### Stated goal
Exactly the lines from the one containing "Convert this screenshot to Svelte 5 code." through the one containing "const tabs = ['Record" must be returned; include both ends and nothing else.

[Some records]
start
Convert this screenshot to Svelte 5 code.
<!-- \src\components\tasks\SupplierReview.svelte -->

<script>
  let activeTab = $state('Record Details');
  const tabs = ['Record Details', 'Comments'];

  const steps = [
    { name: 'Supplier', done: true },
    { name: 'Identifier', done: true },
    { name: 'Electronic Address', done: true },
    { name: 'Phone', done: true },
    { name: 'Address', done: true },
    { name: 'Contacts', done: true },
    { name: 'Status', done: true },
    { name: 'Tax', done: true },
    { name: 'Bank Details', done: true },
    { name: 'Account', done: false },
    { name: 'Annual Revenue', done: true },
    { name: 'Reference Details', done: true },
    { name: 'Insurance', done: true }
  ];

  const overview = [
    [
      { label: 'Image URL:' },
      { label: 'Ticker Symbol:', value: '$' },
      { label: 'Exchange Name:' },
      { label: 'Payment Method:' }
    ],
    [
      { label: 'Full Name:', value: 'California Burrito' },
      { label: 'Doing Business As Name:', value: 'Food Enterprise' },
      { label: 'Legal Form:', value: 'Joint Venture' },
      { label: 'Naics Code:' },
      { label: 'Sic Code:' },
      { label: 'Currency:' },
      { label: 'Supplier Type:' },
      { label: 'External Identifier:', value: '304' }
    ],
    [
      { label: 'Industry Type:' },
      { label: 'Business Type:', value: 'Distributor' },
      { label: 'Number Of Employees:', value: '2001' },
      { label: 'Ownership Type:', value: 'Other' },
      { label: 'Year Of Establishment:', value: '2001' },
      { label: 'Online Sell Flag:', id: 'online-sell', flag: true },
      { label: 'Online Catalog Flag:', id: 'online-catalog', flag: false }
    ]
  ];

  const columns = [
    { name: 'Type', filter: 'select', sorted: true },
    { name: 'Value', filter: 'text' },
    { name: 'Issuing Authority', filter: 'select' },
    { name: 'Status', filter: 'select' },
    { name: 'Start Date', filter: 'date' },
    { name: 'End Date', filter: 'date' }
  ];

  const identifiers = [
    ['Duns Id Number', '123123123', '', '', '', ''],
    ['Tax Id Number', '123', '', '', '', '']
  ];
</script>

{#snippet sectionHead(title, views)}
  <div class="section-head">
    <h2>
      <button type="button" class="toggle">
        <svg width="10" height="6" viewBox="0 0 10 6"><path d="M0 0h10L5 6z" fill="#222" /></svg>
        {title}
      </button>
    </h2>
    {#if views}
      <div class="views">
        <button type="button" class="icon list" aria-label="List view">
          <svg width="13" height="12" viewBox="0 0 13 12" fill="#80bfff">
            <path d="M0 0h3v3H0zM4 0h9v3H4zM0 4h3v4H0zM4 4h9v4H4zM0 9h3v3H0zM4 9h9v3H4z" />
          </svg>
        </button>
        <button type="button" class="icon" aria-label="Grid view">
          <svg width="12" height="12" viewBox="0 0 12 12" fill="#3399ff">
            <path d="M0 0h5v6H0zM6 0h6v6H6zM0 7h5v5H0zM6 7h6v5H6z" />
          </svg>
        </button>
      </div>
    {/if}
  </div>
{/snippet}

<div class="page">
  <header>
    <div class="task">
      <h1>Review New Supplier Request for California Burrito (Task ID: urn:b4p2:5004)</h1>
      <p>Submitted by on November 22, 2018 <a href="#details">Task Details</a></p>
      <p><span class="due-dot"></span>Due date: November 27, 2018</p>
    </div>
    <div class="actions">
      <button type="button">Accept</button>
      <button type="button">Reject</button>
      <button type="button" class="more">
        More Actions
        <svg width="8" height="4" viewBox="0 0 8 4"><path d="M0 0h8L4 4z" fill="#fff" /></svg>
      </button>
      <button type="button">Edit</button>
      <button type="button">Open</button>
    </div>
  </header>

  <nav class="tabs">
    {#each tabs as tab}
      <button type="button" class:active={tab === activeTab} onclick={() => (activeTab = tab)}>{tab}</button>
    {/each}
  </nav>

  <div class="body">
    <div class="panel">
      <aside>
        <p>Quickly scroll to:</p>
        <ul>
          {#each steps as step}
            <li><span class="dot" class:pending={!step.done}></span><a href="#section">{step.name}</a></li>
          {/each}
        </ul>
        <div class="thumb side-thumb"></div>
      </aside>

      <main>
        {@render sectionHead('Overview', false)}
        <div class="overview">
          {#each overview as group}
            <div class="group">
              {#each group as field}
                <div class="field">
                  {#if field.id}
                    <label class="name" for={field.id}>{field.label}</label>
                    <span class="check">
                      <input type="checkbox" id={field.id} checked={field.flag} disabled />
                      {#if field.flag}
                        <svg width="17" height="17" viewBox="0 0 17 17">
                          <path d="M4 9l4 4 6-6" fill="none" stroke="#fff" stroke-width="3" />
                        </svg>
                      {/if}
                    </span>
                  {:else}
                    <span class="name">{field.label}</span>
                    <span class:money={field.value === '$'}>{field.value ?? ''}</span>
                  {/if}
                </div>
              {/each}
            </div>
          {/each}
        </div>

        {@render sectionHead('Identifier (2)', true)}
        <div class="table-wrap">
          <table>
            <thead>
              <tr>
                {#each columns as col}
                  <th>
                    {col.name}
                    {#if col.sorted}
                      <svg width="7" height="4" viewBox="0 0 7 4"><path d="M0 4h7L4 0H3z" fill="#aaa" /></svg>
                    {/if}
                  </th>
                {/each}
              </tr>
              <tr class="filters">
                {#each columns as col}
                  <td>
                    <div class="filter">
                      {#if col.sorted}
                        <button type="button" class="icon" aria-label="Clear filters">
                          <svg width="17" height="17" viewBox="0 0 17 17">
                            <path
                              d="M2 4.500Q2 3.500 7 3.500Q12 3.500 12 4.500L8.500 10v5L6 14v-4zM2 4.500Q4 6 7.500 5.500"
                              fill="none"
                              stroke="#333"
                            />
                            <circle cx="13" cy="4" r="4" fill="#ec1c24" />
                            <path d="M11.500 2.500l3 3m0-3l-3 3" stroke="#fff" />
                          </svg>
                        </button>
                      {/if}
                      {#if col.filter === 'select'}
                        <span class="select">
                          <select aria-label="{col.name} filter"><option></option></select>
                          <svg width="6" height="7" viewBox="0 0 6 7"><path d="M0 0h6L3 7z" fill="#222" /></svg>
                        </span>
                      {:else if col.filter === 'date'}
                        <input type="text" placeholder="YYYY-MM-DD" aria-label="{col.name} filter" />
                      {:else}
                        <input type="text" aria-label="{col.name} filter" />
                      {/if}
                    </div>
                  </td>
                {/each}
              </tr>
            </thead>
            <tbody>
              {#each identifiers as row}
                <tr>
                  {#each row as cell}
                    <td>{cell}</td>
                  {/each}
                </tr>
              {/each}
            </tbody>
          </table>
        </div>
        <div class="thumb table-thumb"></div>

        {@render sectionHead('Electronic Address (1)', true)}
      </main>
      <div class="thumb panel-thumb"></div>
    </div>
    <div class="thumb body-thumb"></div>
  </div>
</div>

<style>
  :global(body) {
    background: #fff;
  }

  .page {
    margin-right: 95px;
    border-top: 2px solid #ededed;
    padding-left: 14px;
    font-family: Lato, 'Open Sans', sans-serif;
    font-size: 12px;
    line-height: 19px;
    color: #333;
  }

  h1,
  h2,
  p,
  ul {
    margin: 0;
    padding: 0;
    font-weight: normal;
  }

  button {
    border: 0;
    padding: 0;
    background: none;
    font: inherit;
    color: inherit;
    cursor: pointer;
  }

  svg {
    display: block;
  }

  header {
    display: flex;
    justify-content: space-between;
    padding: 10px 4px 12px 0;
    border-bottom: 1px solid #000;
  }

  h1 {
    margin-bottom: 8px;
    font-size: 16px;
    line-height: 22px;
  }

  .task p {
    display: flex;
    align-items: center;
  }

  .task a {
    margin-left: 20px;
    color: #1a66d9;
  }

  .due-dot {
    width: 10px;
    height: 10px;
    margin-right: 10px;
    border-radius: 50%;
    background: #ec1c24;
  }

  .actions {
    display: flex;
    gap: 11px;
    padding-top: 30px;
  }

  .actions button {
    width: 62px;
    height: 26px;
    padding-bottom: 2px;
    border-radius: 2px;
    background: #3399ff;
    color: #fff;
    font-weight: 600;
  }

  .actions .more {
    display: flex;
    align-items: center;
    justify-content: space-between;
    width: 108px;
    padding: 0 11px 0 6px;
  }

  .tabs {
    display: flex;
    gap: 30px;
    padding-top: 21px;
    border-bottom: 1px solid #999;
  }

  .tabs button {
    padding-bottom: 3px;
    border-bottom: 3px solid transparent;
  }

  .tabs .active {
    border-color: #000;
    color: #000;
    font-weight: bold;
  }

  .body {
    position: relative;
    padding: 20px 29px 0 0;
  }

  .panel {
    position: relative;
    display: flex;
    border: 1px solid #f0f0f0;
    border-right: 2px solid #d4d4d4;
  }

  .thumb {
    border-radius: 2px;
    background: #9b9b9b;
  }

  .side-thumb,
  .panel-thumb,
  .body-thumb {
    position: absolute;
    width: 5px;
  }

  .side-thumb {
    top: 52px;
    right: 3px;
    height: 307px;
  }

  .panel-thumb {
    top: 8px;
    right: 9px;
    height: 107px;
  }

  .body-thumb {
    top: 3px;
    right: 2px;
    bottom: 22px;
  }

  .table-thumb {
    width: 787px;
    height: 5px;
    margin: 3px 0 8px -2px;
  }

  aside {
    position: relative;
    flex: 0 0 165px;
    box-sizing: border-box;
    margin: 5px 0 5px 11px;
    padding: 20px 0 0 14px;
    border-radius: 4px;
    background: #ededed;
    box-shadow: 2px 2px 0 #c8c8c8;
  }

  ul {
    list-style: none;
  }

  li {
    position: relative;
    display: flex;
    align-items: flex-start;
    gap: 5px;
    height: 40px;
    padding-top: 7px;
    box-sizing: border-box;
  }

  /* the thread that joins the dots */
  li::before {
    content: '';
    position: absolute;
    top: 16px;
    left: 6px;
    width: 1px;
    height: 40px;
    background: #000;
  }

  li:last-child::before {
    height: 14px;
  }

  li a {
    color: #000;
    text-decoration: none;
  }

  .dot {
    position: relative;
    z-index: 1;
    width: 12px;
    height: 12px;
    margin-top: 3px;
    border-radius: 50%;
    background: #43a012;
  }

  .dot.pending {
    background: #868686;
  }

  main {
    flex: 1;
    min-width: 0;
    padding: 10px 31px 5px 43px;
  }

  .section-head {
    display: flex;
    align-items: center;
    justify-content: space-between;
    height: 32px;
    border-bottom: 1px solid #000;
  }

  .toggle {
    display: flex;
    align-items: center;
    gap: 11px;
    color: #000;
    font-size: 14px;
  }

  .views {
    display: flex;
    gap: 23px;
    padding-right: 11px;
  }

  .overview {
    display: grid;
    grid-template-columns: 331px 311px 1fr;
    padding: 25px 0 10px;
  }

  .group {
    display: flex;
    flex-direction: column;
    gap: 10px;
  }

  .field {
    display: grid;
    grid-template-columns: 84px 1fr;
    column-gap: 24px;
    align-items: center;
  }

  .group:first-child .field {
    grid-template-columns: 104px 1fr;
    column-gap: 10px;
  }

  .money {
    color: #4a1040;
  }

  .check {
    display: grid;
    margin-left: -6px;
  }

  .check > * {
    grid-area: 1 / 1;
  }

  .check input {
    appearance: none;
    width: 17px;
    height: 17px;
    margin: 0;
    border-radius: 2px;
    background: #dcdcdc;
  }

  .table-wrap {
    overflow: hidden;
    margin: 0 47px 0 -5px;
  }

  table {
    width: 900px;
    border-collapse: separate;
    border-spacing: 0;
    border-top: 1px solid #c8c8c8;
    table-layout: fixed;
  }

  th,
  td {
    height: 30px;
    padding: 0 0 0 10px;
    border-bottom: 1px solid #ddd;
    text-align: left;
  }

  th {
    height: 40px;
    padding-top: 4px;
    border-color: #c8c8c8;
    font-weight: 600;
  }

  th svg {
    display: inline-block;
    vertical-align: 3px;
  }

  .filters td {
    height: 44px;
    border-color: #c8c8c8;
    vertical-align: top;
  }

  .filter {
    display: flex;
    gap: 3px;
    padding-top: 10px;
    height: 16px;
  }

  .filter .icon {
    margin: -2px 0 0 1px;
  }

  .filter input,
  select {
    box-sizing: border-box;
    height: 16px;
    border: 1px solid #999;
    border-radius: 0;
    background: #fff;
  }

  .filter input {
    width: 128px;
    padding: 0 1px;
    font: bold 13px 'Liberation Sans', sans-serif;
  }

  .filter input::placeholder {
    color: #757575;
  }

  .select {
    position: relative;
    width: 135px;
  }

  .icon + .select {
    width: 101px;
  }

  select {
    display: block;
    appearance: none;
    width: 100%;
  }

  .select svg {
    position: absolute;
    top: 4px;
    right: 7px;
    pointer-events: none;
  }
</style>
end
start
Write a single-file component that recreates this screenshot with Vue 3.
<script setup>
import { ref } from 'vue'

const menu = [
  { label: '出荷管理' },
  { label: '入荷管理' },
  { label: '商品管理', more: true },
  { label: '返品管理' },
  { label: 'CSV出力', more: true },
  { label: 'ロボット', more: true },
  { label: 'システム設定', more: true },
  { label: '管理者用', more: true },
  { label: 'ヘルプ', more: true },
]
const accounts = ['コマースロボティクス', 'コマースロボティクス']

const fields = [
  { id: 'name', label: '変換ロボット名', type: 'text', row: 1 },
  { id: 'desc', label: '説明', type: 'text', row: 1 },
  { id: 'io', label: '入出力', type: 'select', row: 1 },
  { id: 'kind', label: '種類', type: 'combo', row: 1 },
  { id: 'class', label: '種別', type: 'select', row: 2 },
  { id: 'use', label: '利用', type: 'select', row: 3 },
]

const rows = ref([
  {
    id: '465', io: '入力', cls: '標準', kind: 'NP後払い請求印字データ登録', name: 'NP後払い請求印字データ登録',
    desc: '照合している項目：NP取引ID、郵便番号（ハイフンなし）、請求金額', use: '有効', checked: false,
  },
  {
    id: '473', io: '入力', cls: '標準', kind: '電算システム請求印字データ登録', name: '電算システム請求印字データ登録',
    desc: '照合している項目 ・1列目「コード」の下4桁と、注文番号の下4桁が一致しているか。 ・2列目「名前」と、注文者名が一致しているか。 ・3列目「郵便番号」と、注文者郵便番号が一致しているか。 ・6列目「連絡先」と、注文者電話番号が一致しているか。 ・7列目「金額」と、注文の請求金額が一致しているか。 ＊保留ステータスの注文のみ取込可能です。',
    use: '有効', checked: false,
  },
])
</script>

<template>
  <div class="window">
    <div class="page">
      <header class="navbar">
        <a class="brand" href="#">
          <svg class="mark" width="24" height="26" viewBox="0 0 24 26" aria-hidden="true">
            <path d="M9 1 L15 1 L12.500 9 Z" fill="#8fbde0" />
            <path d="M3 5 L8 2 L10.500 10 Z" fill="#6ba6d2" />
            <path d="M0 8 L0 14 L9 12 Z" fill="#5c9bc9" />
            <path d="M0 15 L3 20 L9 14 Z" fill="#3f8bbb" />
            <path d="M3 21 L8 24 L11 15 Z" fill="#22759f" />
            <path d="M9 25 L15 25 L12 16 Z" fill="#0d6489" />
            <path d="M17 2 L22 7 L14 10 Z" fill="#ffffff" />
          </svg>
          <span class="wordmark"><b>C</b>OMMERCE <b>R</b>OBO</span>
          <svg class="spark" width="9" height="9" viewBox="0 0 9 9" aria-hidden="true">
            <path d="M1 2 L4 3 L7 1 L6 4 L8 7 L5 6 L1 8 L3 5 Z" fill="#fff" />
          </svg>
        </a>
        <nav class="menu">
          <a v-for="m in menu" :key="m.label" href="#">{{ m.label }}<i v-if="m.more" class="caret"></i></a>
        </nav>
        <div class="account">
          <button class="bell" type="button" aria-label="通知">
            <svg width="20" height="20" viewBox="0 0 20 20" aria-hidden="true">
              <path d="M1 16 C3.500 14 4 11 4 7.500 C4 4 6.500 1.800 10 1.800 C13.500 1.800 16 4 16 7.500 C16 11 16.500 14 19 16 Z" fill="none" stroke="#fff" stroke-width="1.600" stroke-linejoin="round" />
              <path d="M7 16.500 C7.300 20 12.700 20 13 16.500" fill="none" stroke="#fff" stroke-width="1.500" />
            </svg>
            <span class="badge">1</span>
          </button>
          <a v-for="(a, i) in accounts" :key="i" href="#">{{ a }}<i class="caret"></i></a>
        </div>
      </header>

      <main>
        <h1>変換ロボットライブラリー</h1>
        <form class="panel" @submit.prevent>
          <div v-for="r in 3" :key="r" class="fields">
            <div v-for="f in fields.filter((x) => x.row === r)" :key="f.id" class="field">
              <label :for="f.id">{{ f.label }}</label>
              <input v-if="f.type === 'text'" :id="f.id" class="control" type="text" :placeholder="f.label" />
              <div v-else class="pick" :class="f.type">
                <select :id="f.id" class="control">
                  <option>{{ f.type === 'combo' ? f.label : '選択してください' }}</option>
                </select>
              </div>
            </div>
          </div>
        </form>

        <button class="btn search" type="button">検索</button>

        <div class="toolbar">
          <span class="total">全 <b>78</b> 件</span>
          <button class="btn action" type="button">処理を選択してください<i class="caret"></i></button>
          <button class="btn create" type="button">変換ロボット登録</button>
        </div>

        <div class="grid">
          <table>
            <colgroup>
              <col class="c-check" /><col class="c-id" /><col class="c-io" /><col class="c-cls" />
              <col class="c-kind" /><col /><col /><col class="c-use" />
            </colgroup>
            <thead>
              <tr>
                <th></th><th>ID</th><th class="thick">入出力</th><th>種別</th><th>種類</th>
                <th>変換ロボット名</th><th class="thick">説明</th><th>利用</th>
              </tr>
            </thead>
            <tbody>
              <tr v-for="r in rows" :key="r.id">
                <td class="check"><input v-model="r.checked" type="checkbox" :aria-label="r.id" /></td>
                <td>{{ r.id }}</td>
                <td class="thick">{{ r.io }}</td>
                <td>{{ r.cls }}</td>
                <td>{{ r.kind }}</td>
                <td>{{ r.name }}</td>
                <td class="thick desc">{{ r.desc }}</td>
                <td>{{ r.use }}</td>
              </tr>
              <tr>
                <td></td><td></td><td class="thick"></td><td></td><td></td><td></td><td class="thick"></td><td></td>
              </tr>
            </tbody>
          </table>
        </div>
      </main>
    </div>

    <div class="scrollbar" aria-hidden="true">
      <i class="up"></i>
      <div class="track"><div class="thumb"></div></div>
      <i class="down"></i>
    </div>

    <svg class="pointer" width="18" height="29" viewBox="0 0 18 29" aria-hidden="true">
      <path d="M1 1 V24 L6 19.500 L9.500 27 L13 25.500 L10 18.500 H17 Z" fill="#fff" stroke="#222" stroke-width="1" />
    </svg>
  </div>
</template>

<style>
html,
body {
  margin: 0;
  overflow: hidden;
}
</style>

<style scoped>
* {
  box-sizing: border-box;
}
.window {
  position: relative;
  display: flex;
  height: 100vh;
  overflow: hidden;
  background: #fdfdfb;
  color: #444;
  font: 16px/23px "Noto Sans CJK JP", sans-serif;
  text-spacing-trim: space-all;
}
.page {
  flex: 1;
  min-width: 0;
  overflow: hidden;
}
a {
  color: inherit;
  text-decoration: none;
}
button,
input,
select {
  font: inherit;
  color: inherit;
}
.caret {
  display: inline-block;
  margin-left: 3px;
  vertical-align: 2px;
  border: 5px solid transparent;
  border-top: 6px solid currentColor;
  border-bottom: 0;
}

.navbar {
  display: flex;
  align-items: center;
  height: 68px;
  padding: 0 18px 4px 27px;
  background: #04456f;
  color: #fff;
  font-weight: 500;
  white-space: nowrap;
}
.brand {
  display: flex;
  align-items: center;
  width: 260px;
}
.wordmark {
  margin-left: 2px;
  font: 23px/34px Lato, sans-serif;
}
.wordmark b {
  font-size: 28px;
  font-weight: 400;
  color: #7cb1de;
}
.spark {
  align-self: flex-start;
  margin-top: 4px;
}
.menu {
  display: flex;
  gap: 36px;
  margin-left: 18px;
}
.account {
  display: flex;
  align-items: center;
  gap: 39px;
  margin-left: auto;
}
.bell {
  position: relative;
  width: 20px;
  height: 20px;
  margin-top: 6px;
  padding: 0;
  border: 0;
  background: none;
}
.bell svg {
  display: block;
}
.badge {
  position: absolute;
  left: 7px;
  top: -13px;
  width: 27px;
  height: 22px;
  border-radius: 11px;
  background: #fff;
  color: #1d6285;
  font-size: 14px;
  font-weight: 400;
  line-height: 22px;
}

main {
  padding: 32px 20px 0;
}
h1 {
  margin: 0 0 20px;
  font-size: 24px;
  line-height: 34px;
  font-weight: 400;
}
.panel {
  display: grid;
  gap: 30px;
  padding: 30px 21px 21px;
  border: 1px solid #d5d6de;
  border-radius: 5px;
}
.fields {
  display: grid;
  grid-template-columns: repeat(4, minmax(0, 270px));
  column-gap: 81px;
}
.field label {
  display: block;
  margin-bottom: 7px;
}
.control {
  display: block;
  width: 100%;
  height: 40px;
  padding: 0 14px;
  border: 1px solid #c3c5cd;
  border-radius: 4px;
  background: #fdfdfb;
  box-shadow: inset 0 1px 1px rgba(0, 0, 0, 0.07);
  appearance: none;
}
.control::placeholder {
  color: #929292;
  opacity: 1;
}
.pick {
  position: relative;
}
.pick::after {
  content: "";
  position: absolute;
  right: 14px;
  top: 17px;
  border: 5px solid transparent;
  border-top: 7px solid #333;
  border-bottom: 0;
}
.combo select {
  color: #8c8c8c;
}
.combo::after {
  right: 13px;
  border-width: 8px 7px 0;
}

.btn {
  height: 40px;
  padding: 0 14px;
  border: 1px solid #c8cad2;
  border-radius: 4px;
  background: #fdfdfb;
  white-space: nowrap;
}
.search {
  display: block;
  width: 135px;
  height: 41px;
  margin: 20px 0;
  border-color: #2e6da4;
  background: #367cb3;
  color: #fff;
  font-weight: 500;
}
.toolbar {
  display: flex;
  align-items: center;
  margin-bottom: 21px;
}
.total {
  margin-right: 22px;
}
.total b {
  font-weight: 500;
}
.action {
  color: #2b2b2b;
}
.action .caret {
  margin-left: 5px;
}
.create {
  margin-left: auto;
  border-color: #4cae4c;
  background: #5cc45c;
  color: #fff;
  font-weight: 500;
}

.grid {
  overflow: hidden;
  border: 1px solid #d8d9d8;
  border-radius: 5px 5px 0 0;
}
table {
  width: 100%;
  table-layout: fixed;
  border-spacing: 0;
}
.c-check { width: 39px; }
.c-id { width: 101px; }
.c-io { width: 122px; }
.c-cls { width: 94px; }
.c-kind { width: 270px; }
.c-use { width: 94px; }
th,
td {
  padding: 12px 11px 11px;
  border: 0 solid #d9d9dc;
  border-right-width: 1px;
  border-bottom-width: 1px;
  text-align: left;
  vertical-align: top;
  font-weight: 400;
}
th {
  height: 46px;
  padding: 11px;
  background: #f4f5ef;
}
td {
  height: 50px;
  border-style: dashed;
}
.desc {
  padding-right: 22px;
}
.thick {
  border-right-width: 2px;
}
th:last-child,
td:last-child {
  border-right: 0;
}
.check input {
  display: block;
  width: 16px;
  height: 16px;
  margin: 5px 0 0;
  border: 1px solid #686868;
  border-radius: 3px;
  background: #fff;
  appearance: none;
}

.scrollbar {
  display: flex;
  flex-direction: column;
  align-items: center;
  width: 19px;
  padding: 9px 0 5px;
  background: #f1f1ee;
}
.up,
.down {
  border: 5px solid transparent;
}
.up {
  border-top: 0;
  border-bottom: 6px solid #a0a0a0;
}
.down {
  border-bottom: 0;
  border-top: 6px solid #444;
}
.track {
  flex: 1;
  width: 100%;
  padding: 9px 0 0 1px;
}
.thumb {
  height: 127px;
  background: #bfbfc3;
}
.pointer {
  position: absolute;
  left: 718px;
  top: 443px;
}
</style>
end
### Result for this exercise
Convert this screenshot to Svelte 5 code.
<!-- \src\components\tasks\SupplierReview.svelte -->

<script>
  let activeTab = $state('Record Details');
  const tabs = ['Record Details', 'Comments'];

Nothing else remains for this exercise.